_Exercise objective_
Return all lines below containing the word "React".

_Material_

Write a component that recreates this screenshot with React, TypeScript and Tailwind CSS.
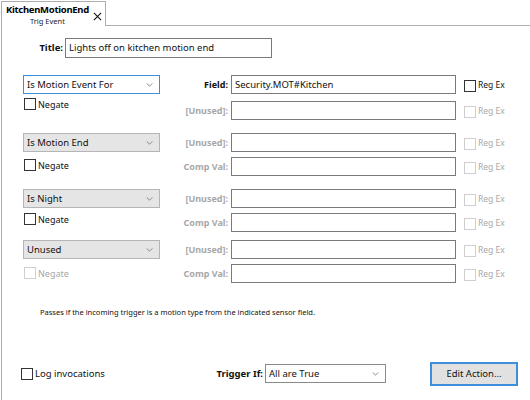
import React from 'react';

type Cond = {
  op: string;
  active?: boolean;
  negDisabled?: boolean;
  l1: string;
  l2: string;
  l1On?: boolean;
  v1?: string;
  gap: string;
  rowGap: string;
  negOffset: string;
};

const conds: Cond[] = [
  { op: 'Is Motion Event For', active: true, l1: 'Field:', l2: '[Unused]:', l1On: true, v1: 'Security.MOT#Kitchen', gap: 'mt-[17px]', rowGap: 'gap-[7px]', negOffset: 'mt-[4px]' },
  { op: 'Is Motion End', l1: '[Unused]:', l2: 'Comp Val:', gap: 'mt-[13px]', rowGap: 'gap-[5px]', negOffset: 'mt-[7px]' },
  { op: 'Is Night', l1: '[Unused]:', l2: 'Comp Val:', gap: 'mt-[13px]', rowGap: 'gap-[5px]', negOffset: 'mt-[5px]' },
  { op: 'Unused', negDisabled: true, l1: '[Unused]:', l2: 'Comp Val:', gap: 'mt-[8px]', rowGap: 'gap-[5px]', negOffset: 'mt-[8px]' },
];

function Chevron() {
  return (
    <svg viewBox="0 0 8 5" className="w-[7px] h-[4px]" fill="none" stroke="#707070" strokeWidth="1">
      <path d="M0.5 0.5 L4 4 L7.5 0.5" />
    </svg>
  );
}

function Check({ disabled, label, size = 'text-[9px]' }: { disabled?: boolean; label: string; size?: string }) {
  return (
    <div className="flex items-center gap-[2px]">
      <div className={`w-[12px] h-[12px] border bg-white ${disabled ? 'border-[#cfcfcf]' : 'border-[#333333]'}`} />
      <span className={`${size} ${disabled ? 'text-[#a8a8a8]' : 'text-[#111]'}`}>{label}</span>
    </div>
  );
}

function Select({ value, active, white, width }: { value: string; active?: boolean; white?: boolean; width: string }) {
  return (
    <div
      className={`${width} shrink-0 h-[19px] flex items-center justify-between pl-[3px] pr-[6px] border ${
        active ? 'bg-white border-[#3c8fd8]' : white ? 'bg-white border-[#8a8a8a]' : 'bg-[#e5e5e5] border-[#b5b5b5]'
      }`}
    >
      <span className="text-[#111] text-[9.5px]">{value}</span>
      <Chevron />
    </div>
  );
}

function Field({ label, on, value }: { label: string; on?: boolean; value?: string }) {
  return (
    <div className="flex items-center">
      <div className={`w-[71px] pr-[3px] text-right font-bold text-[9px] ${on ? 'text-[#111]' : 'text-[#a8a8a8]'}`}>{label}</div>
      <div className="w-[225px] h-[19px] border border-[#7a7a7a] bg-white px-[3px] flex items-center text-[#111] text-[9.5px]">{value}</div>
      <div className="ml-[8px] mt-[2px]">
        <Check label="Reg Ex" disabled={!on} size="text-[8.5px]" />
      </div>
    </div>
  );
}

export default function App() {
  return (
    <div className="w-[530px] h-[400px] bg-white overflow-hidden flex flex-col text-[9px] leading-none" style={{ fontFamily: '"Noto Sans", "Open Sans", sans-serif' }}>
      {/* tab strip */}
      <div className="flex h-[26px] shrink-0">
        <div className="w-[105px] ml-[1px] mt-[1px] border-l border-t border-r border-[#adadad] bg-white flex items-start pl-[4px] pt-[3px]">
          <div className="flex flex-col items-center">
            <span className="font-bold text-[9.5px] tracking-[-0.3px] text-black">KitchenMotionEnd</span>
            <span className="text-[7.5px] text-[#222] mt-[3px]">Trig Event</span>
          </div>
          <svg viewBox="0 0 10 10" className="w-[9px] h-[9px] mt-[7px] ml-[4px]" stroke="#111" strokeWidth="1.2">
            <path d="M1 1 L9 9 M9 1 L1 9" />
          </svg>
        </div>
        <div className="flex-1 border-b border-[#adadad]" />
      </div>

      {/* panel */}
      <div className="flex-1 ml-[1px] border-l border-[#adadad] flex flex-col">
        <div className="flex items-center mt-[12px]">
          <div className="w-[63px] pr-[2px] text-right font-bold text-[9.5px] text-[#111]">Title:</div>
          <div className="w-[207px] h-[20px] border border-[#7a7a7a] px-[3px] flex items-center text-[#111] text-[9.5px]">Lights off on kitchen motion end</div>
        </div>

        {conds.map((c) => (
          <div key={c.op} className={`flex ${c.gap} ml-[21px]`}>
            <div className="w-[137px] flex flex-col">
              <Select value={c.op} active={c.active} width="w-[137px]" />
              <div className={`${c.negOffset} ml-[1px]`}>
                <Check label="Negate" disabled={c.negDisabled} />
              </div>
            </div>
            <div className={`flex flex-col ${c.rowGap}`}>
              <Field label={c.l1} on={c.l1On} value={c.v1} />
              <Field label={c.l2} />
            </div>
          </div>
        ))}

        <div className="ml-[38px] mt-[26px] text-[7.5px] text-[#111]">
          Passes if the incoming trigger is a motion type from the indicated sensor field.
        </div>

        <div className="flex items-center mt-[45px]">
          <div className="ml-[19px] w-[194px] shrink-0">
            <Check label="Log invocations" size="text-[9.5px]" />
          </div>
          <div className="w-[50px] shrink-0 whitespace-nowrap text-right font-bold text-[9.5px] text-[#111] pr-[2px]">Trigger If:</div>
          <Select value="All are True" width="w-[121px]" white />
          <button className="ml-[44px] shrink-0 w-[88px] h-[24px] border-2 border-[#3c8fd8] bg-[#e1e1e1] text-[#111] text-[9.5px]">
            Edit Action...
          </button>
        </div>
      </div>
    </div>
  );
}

_Task response_
Write a component that recreates this screenshot with React, TypeScript and Tailwind CSS.
import React from 'react';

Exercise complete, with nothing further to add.